Question: I have a '71 Chevy 3/4-ton 4x4 pickup (350-350 205 NP). The truck has a lot of miles and the history of the running gear is unknown, but it seems solid. The problem is that the gear lube from the transfer case is being pushed through the speedometer cable and leaking on the driver-side floorboard. I have checked and cleaned the transfer case vent several times. I have blown through the vent, and it is free. I also removed the steel cap from the vent and attached a rubber hose and routed it up to the firewall, but still no help. The lube in the transfer case is a good-quality 80/90 with 1 quart of Lucas additive. Could the transfer case be building up too much pressure for the vent to work correctly? If so, how do I fix it? Please help before my wife kicks my ass for tracking gear lube in the house.

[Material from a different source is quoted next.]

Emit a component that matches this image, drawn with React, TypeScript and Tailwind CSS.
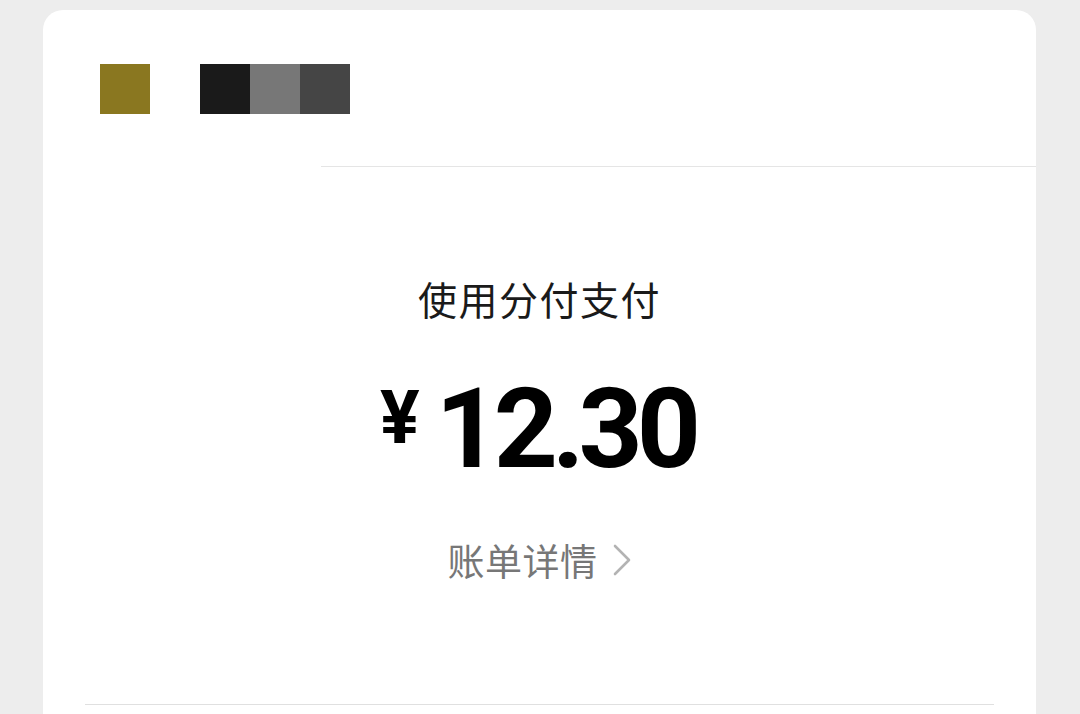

Answer: I spoke to the guys at Performance Automotive and Transmission Center (888.877.1008), and they said that the plastic speedometer gear can either get a small groove worn into it or the small lip seal can start to leak around it, and the next thing you know there's some gear lube in your speedometer cable. Then it's like a small-grain auger or drill bit just grinding around and pumping the lube up into your cab and out onto your foot. PATC can supply the parts to repair the leak, but be sure to clean or replace your speedo cable as well.
Another thing to check, if you have an aftermarket manual oil pressure gauge that actually uses a long plastic tube running from the engine, is that it hasn't sprung a leak. You may be getting oil behind the dash as well, and it could be dripping down onto your floor. Make sure the oil is gear oil or engine oil to verify.